Copy out the line that contains "Clone this screenshot", the line that contains "const YELLOW = '#fff100';", and every line between them, exactly, and nothing else.

* BEGIN Exercise inputs *

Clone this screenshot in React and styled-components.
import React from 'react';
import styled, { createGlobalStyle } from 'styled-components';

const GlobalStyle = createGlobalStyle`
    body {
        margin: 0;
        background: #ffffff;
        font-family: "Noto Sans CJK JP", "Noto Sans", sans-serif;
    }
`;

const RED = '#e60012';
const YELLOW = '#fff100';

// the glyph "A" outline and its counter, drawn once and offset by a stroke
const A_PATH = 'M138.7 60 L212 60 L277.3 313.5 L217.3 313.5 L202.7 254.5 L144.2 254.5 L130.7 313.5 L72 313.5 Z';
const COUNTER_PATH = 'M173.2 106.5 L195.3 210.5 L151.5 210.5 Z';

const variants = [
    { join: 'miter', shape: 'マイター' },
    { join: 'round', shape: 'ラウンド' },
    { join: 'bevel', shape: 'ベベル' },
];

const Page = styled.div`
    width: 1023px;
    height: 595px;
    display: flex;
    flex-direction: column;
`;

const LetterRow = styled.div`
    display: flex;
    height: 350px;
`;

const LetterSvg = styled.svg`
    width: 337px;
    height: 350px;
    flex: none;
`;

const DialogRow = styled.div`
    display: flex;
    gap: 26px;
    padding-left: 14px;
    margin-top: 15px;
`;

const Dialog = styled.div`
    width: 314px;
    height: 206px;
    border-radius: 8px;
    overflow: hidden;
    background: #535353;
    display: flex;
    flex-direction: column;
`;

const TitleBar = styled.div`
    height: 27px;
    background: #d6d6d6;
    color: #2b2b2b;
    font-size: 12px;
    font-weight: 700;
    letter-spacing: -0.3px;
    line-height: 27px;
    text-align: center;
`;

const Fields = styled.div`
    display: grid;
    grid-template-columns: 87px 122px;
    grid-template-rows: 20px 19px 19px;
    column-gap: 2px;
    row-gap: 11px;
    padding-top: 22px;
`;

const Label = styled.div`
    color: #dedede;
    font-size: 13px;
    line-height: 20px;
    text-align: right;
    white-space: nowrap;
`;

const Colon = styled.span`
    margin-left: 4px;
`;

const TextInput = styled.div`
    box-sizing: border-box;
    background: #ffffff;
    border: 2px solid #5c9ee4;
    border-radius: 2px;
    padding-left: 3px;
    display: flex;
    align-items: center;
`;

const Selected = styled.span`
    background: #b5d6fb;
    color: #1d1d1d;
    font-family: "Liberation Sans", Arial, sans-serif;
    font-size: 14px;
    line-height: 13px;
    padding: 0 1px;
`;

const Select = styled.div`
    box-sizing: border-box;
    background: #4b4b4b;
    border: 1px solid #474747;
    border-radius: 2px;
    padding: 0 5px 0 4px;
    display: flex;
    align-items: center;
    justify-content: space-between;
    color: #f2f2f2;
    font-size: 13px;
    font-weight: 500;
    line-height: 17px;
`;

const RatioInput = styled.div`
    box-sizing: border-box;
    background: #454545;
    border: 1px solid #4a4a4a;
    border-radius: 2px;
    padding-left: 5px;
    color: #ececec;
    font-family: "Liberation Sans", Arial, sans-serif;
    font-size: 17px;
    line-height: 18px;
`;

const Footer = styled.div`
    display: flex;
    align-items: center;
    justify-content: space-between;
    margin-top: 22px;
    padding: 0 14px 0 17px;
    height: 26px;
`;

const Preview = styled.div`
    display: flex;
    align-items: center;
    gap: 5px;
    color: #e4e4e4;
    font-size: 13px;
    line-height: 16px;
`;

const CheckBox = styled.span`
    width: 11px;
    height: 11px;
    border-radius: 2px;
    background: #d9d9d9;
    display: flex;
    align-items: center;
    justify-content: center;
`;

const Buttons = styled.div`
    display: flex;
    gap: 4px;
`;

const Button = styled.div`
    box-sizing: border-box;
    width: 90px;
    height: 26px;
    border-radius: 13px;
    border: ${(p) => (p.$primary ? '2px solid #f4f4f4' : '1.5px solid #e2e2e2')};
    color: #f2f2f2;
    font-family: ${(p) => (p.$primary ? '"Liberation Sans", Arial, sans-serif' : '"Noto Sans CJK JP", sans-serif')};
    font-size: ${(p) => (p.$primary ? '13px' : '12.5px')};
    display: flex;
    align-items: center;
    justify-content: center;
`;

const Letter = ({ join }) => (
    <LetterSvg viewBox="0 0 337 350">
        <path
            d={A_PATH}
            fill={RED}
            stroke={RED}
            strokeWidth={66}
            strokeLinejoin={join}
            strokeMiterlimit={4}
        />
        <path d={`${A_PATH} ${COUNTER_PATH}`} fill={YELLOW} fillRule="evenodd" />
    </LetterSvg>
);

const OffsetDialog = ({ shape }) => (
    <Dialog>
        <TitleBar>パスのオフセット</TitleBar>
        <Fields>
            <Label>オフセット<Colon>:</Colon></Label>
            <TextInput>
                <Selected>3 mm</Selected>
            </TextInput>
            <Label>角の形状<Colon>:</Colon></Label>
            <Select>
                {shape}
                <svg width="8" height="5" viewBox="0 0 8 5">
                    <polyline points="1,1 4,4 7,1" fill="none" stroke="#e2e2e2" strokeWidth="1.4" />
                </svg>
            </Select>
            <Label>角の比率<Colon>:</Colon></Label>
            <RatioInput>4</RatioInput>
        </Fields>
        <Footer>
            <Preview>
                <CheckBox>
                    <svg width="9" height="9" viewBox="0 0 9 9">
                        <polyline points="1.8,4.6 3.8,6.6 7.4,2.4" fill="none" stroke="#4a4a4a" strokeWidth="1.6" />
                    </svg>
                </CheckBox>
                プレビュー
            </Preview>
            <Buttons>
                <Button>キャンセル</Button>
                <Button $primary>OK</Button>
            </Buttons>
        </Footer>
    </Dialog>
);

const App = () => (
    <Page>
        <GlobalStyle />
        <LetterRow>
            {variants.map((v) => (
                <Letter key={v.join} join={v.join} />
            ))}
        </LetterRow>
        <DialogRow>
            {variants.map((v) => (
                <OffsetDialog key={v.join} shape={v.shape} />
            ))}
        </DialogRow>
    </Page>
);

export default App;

* END Exercise inputs *
* BEGIN Exercise inputs *

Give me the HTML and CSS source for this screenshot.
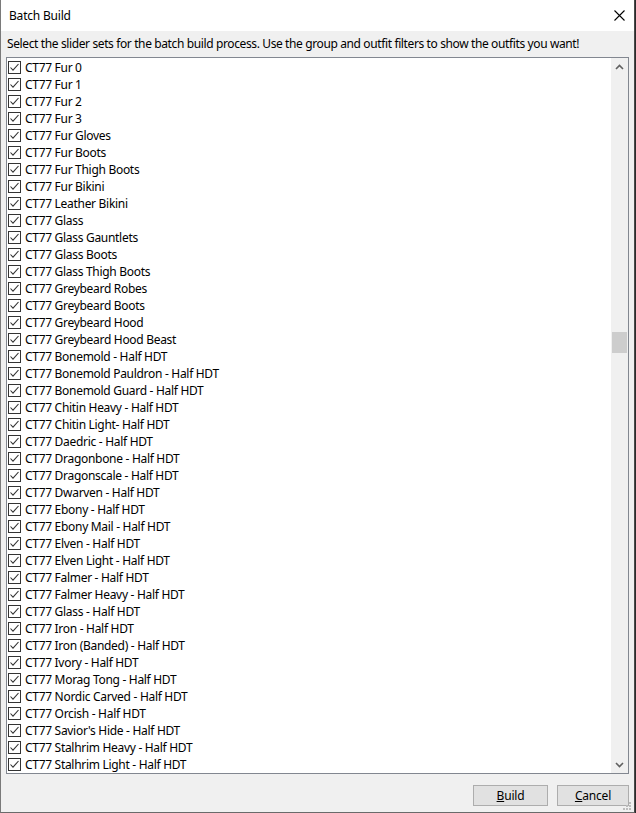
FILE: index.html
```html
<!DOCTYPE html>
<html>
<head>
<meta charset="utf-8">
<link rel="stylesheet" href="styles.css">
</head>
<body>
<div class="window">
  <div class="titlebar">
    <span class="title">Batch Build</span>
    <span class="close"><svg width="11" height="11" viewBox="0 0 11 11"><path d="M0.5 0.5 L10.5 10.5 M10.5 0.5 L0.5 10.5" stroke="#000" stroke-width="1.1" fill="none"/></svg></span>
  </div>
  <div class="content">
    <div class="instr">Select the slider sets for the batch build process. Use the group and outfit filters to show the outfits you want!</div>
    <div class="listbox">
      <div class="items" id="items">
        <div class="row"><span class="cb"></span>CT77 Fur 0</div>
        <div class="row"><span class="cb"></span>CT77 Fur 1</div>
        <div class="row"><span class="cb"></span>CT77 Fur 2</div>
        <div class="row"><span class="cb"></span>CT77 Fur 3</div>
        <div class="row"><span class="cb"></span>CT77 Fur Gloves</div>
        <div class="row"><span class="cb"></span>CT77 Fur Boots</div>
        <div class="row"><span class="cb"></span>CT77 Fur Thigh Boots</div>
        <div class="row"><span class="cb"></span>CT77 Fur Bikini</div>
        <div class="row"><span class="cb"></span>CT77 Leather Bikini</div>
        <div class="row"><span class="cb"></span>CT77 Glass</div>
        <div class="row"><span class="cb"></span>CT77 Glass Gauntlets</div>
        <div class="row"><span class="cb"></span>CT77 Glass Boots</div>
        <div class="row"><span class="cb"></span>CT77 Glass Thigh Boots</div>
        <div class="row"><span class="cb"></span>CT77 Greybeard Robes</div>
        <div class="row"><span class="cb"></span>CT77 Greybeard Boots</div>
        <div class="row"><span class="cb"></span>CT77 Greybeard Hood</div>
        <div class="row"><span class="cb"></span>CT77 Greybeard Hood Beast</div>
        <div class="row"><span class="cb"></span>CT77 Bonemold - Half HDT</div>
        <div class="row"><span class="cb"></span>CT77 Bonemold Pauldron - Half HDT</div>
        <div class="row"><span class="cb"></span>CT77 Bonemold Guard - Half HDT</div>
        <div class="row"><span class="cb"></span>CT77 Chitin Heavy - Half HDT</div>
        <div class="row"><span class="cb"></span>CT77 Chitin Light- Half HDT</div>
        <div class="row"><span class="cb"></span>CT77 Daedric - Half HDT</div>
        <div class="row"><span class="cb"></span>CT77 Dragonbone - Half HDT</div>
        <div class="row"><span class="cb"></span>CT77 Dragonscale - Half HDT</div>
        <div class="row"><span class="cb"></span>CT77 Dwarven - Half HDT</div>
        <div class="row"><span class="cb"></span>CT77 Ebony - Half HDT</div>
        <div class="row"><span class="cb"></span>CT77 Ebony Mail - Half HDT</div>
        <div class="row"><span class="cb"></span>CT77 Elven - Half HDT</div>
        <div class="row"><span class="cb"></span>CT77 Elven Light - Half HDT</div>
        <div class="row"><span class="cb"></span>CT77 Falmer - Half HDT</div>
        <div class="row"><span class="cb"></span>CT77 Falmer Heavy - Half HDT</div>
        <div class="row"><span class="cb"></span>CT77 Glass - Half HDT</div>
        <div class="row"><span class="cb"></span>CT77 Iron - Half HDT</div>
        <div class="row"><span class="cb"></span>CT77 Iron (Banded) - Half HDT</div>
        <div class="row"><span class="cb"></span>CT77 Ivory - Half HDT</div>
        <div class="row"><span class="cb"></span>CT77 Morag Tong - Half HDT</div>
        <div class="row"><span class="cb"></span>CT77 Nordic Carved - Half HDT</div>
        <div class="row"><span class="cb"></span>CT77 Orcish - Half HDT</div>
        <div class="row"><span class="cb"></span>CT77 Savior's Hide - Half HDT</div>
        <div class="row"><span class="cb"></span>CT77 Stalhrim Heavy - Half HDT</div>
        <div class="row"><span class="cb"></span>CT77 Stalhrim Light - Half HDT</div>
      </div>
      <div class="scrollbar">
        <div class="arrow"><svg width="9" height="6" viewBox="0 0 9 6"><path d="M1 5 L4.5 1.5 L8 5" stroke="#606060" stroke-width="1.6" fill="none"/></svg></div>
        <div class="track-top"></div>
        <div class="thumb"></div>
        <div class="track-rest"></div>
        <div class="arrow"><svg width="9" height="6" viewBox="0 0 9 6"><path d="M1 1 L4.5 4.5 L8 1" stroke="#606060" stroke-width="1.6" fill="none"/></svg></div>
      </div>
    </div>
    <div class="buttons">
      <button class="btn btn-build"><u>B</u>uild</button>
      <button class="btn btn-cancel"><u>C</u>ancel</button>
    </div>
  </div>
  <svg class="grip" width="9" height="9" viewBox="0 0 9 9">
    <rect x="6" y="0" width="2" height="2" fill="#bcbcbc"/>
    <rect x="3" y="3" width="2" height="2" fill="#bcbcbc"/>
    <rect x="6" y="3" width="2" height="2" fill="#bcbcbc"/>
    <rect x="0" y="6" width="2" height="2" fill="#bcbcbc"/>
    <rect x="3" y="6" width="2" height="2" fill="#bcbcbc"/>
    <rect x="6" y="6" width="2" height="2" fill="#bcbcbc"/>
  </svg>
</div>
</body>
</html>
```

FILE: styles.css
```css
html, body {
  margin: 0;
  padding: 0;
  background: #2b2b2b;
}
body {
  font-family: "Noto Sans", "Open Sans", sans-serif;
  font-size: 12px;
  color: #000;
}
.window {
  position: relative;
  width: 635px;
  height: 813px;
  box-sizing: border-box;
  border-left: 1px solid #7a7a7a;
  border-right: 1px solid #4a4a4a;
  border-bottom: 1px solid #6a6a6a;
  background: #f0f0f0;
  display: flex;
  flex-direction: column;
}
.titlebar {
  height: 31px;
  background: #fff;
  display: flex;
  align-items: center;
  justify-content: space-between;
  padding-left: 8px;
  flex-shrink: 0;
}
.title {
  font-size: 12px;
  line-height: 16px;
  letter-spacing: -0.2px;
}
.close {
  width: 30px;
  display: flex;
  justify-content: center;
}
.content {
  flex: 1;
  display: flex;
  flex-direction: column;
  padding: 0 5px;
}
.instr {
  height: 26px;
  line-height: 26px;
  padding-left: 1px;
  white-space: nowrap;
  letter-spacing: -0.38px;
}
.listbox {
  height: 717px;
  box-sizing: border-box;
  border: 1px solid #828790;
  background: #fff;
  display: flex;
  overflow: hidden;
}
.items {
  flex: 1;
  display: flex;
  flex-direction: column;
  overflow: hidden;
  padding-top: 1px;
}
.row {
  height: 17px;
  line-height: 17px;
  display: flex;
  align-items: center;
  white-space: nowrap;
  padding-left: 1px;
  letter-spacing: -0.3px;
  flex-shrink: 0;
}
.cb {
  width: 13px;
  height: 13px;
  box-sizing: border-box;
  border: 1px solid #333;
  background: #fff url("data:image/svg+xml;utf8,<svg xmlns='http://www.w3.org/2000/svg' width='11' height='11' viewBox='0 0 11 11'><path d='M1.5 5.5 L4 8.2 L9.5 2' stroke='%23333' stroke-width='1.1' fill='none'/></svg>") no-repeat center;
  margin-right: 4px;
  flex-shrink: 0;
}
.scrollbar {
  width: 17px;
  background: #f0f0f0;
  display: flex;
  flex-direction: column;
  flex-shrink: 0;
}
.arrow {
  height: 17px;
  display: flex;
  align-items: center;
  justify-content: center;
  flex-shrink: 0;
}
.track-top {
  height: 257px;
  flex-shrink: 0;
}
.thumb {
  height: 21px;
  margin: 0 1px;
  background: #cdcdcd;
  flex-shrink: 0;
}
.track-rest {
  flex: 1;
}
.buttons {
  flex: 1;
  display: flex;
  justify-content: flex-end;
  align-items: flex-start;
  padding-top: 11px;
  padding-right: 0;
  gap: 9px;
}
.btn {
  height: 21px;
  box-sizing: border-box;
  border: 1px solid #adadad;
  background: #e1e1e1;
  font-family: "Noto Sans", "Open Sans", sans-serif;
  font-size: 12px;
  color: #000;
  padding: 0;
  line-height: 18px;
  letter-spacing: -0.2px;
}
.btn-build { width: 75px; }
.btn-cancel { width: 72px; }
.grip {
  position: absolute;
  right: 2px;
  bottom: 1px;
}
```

* END Exercise inputs *

» **The completed task**
Clone this screenshot in React and styled-components.
import React from 'react';
import styled, { createGlobalStyle } from 'styled-components';

const GlobalStyle = createGlobalStyle`
    body {
        margin: 0;
        background: #ffffff;
        font-family: "Noto Sans CJK JP", "Noto Sans", sans-serif;
    }
`;

const RED = '#e60012';
const YELLOW = '#fff100';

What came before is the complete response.